Written exercise:
Quote the whole listing exactly. Leave the pictures out of your copy.
^^^^^^^^^^^^^^^^
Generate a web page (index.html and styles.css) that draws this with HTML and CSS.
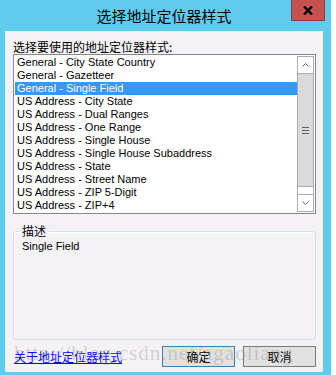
FILE: index.html
```html
<!DOCTYPE html>
<html lang="zh-CN">
<head>
    <meta charset="UTF-8">
    <title>选择地址定位器样式</title>
    <link rel="stylesheet" href="styles.css">
</head>
<body>
    <div class="window">
        <div class="titlebar">
            <span></span>
            <span class="title">选择地址定位器样式</span>
            <button class="close" aria-label="关闭">
                <svg width="10" height="9" viewBox="0 0 10 9"><path d="M1 0.5 L9 8.5 M9 0.5 L1 8.5" stroke="#000" stroke-width="2.4" fill="none"/></svg>
            </button>
        </div>

        <div class="client">
            <div class="prompt">选择要使用的地址定位器样式:</div>

            <div class="listbox">
                <ul class="items">
                    <li>General - City State Country</li>
                    <li>General - Gazetteer</li>
                    <li class="selected">General - Single Field</li>
                    <li>US Address - City State</li>
                    <li>US Address - Dual Ranges</li>
                    <li>US Address - One Range</li>
                    <li>US Address - Single House</li>
                    <li>US Address - Single House Subaddress</li>
                    <li>US Address - State</li>
                    <li>US Address - Street Name</li>
                    <li>US Address - ZIP 5-Digit</li>
                    <li>US Address - ZIP+4</li>
                </ul>
                <div class="scrollbar">
                    <div class="sb-btn up">
                        <svg width="7" height="4" viewBox="0 0 7 4"><path d="M0.5 3.5 L3.5 0.5 L6.5 3.5" stroke="#606060" fill="none"/></svg>
                    </div>
                    <div class="thumb">
                        <svg width="7" height="7" viewBox="0 0 7 7"><rect x="0" y="0" width="7" height="1" fill="#606060"/><rect x="0" y="3" width="7" height="1" fill="#606060"/><rect x="0" y="6" width="7" height="1" fill="#606060"/></svg>
                    </div>
                    <div class="track"></div>
                    <div class="sb-btn down">
                        <svg width="7" height="4" viewBox="0 0 7 4"><path d="M0.5 0.5 L3.5 3.5 L6.5 0.5" stroke="#606060" fill="none"/></svg>
                    </div>
                </div>
            </div>

            <fieldset class="desc">
                <legend>描述</legend>
                <div class="desc-text">Single Field</div>
            </fieldset>

            <div class="footer">
                <a href="#" class="help-link">关于地址定位器样式</a>
                <div class="buttons">
                    <button class="btn default">确定</button>
                    <button class="btn">取消</button>
                </div>
            </div>
        </div>

        <div class="watermark">http://blog.csdn.net/agaoliang</div>
    </div>
</body>
</html>
```

FILE: styles.css
```css
* {
    box-sizing: border-box;
}

body {
    margin: 0;
    background: #fff;
    font-family: "Liberation Sans", "Noto Sans CJK SC", sans-serif;
    font-size: 12px;
    color: #000;
}

.window {
    position: relative;
    width: 331px;
    height: 375px;
    background: #5ecbef;
    padding: 0 8px 3px 5px;
    display: flex;
    flex-direction: column;
    overflow: hidden;
}

.titlebar {
    height: 31px;
    display: grid;
    grid-template-columns: 1fr auto 1fr;
}

.title {
    font-family: "Noto Sans CJK SC", sans-serif;
    font-size: 15px;
    line-height: 31px;
    color: #000;
}

.close {
    justify-self: end;
    align-self: start;
    margin-right: -2px;
    width: 34px;
    height: 21px;
    padding: 0;
    background: #c75050;
    border: 1px solid #8d3b3b;
    border-top: none;
    display: flex;
    align-items: center;
    justify-content: center;
}

.client {
    flex: 1;
    background: #f5f2f6;
    padding: 8px 7px 5px 8px;
    display: flex;
    flex-direction: column;
}

.prompt {
    font-family: "Noto Sans CJK SC", sans-serif;
    font-size: 12px;
    line-height: 15px;
}

.listbox {
    height: 160px;
    border: 1px solid #828790;
    background: #fff;
    padding: 1px;
    display: flex;
}

.items {
    flex: 1;
    list-style: none;
    margin: 0;
    padding: 0;
}

.items li {
    height: 13px;
    line-height: 13px;
    padding-left: 2px;
    font-size: 11px;
    white-space: nowrap;
}

.items li.selected {
    background: #3399ff;
    color: #fff;
}

.scrollbar {
    width: 17px;
    border: 1px solid #acacac;
    display: flex;
    flex-direction: column;
    background: #fff;
}

.sb-btn {
    height: 17px;
    display: flex;
    align-items: center;
    justify-content: center;
}

.sb-btn.up {
    border-bottom: 1px solid #acacac;
}

.sb-btn.down {
    border-top: 1px solid #acacac;
}

.thumb {
    height: 113px;
    background: #dadada;
    border-bottom: 1px solid #acacac;
    display: flex;
    align-items: center;
    justify-content: center;
}

.track {
    flex: 1;
}

.desc {
    flex: 1;
    margin: 10px 0 0 0;
    padding: 2px 5px 0 5px;
    border: 1px solid #d5dfe5;
    border-radius: 3px;
    box-shadow: inset 1px 1px 0 #fff;
    min-width: 0;
}

.desc legend {
    font-family: "Noto Sans CJK SC", sans-serif;
    font-size: 12px;
    line-height: 14px;
    padding: 0 3px;
}

.desc-text {
    margin-left: 3px;
    font-size: 11px;
    line-height: 13px;
}

.footer {
    margin-top: 6px;
    display: flex;
    align-items: center;
    justify-content: space-between;
}

.help-link {
    margin-left: 1px;
    font-family: "Noto Sans CJK SC", sans-serif;
    font-size: 12px;
    color: #0000ff;
    text-decoration: underline;
}

.buttons {
    display: flex;
    gap: 8px;
}

.btn {
    width: 73px;
    height: 21px;
    padding: 0;
    background: #e1e1e1;
    border: 1px solid #7a7a7a;
    font-family: "Noto Sans CJK SC", sans-serif;
    font-size: 12px;
    color: #000;
}

.btn.default {
    border-color: #3c7fb1;
}

.watermark {
    position: absolute;
    left: 14px;
    top: 341px;
    font-family: "Liberation Serif", serif;
    font-size: 21px;
    letter-spacing: 1px;
    color: rgba(140, 140, 140, 0.35);
    white-space: nowrap;
    pointer-events: none;
}
```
^^^^^^^^^^^^^^^^
Full response:
Generate a web page (index.html and styles.css) that draws this with HTML and CSS.
FILE: index.html
```html
<!DOCTYPE html>
<html lang="zh-CN">
<head>
    <meta charset="UTF-8">
    <title>选择地址定位器样式</title>
    <link rel="stylesheet" href="styles.css">
</head>
<body>
    <div class="window">
        <div class="titlebar">
            <span></span>
            <span class="title">选择地址定位器样式</span>
            <button class="close" aria-label="关闭">
                <svg width="10" height="9" viewBox="0 0 10 9"><path d="M1 0.5 L9 8.5 M9 0.5 L1 8.5" stroke="#000" stroke-width="2.4" fill="none"/></svg>
            </button>
        </div>

        <div class="client">
            <div class="prompt">选择要使用的地址定位器样式:</div>

            <div class="listbox">
                <ul class="items">
                    <li>General - City State Country</li>
                    <li>General - Gazetteer</li>
                    <li class="selected">General - Single Field</li>
                    <li>US Address - City State</li>
                    <li>US Address - Dual Ranges</li>
                    <li>US Address - One Range</li>
                    <li>US Address - Single House</li>
                    <li>US Address - Single House Subaddress</li>
                    <li>US Address - State</li>
                    <li>US Address - Street Name</li>
                    <li>US Address - ZIP 5-Digit</li>
                    <li>US Address - ZIP+4</li>
                </ul>
                <div class="scrollbar">
                    <div class="sb-btn up">
                        <svg width="7" height="4" viewBox="0 0 7 4"><path d="M0.5 3.5 L3.5 0.5 L6.5 3.5" stroke="#606060" fill="none"/></svg>
                    </div>
                    <div class="thumb">
                        <svg width="7" height="7" viewBox="0 0 7 7"><rect x="0" y="0" width="7" height="1" fill="#606060"/><rect x="0" y="3" width="7" height="1" fill="#606060"/><rect x="0" y="6" width="7" height="1" fill="#606060"/></svg>
                    </div>
                    <div class="track"></div>
                    <div class="sb-btn down">
                        <svg width="7" height="4" viewBox="0 0 7 4"><path d="M0.5 0.5 L3.5 3.5 L6.5 0.5" stroke="#606060" fill="none"/></svg>
                    </div>
                </div>
            </div>

            <fieldset class="desc">
                <legend>描述</legend>
                <div class="desc-text">Single Field</div>
            </fieldset>

            <div class="footer">
                <a href="#" class="help-link">关于地址定位器样式</a>
                <div class="buttons">
                    <button class="btn default">确定</button>
                    <button class="btn">取消</button>
                </div>
            </div>
        </div>

        <div class="watermark">http://blog.csdn.net/agaoliang</div>
    </div>
</body>
</html>
```

FILE: styles.css
```css
* {
    box-sizing: border-box;
}

body {
    margin: 0;
    background: #fff;
    font-family: "Liberation Sans", "Noto Sans CJK SC", sans-serif;
    font-size: 12px;
    color: #000;
}

.window {
    position: relative;
    width: 331px;
    height: 375px;
    background: #5ecbef;
    padding: 0 8px 3px 5px;
    display: flex;
    flex-direction: column;
    overflow: hidden;
}

.titlebar {
    height: 31px;
    display: grid;
    grid-template-columns: 1fr auto 1fr;
}

.title {
    font-family: "Noto Sans CJK SC", sans-serif;
    font-size: 15px;
    line-height: 31px;
    color: #000;
}

.close {
    justify-self: end;
    align-self: start;
    margin-right: -2px;
    width: 34px;
    height: 21px;
    padding: 0;
    background: #c75050;
    border: 1px solid #8d3b3b;
    border-top: none;
    display: flex;
    align-items: center;
    justify-content: center;
}

.client {
    flex: 1;
    background: #f5f2f6;
    padding: 8px 7px 5px 8px;
    display: flex;
    flex-direction: column;
}

.prompt {
    font-family: "Noto Sans CJK SC", sans-serif;
    font-size: 12px;
    line-height: 15px;
}

.listbox {
    height: 160px;
    border: 1px solid #828790;
    background: #fff;
    padding: 1px;
    display: flex;
}

.items {
    flex: 1;
    list-style: none;
    margin: 0;
    padding: 0;
}

.items li {
    height: 13px;
    line-height: 13px;
    padding-left: 2px;
    font-size: 11px;
    white-space: nowrap;
}

.items li.selected {
    background: #3399ff;
    color: #fff;
}

.scrollbar {
    width: 17px;
    border: 1px solid #acacac;
    display: flex;
    flex-direction: column;
    background: #fff;
}

.sb-btn {
    height: 17px;
    display: flex;
    align-items: center;
    justify-content: center;
}

.sb-btn.up {
    border-bottom: 1px solid #acacac;
}

.sb-btn.down {
    border-top: 1px solid #acacac;
}

.thumb {
    height: 113px;
    background: #dadada;
    border-bottom: 1px solid #acacac;
    display: flex;
    align-items: center;
    justify-content: center;
}

.track {
    flex: 1;
}

.desc {
    flex: 1;
    margin: 10px 0 0 0;
    padding: 2px 5px 0 5px;
    border: 1px solid #d5dfe5;
    border-radius: 3px;
    box-shadow: inset 1px 1px 0 #fff;
    min-width: 0;
}

.desc legend {
    font-family: "Noto Sans CJK SC", sans-serif;
    font-size: 12px;
    line-height: 14px;
    padding: 0 3px;
}

.desc-text {
    margin-left: 3px;
    font-size: 11px;
    line-height: 13px;
}

.footer {
    margin-top: 6px;
    display: flex;
    align-items: center;
    justify-content: space-between;
}

.help-link {
    margin-left: 1px;
    font-family: "Noto Sans CJK SC", sans-serif;
    font-size: 12px;
    color: #0000ff;
    text-decoration: underline;
}

.buttons {
    display: flex;
    gap: 8px;
}

.btn {
    width: 73px;
    height: 21px;
    padding: 0;
    background: #e1e1e1;
    border: 1px solid #7a7a7a;
    font-family: "Noto Sans CJK SC", sans-serif;
    font-size: 12px;
    color: #000;
}

.btn.default {
    border-color: #3c7fb1;
}

.watermark {
    position: absolute;
    left: 14px;
    top: 341px;
    font-family: "Liberation Serif", serif;
    font-size: 21px;
    letter-spacing: 1px;
    color: rgba(140, 140, 140, 0.35);
    white-space: nowrap;
    pointer-events: none;
}
```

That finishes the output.